The Niagara Cantilever Bridge in Progress.
A most interesting example of cantilever construction is the railway bridge built several years ago at Niagara, only a few rods from the suspension bridge and a short distance below the great falls. It is shown in the illustrations above and on [page 91]. The floor of the bridge is 239 feet above the surface of the water, which at that point has a velocity in the centre of 16½ miles per hour and forms constant whirlpools and eddies near the shores. The total length of the structure is 910 feet, and the clear span over the river between the towers is 470 feet. The shore arms of the cantilever, that is to say, those portions of the structure which extend from the top of the bank to the top of the tower built from the foot of the bank, are firmly anchored at their shore ends to a pier built upon the solid rock. These shore-arms were constructed on wooden false works, and serve as balancing weights to the other or river arms of the lever, which project out over the stream. These river-arms were built by the addition of metal, piece by piece, the weight being always more than balanced by the shore-arms. The separate members of the river-arms were run out on the top of the completed part and then lowered from the end by an overhanging travelling derrick, and fastened in place by men working upon a platform suspended below. This work was continued, piece by piece, until the river-arm of each cantilever was complete, and the structure was then finished by connecting these river-arms by a short truss suspended from them directly over the centre of the stream. This whole structure was built in eight months, and is an example both of a bold engineering work and of the facility with which a pin-connected structure can be erected. The materials are steel and iron. The prosecution of this work by men suspended on a platform, hung by ropes from a skeleton structure projecting, without apparent support, over the rushing Niagara torrent, was always an interesting and really thrilling spectacle.

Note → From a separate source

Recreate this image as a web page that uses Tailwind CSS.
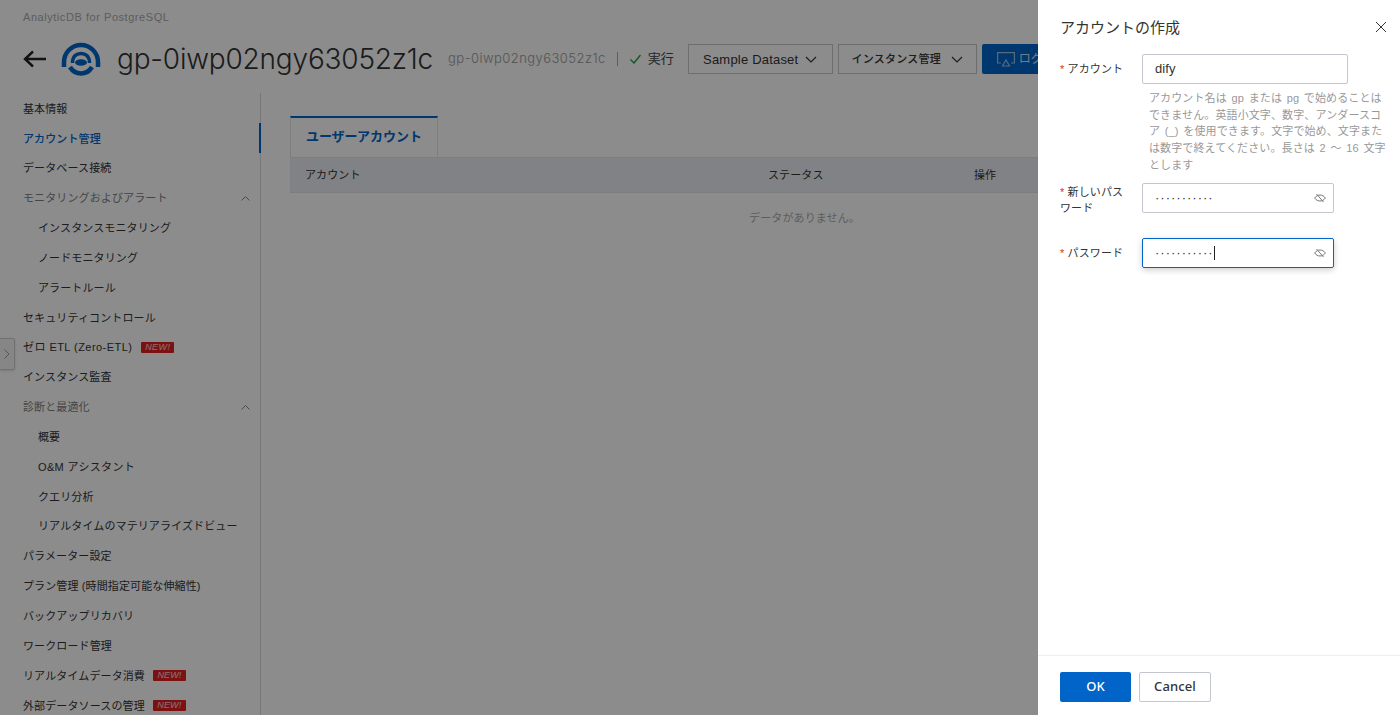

The Niagara Cantilever Bridge Completed.
The Lachine Bridge recently built over the St. Lawrence near Montreal, illustrated below, has certain peculiar features. It has a total length of 3,514 feet. The two channel spans are each 408 feet in length and are through spans. The others are deck spans. Through spans are those where the train passes between the side trusses. Deck spans are those where the train passes over the top of the structure. These two channel spans and the two spans next them form cantilevers, and the channel spans were built out from the central pier and from the adjacent flanking spans without the use of false works in either channel. A novel method of passing from the deck to the through spans has been used, by curving the top and bottom chords of the channel spans to connect with the chords of the flanking spans. The material is steel.
The Lachine Bridge, on the
Canadian Pacific Railway,
near Montreal, Canada.
This structure, light, airy, and graceful, forms a strong contrast to the dark, heavy tube of the Victoria Bridge just below.
The enormous cantilever Forth Bridge, with its two spans of 1,710 feet each, is in steady progress of construction and will when completed mark a long step in advance in the science of bridge construction.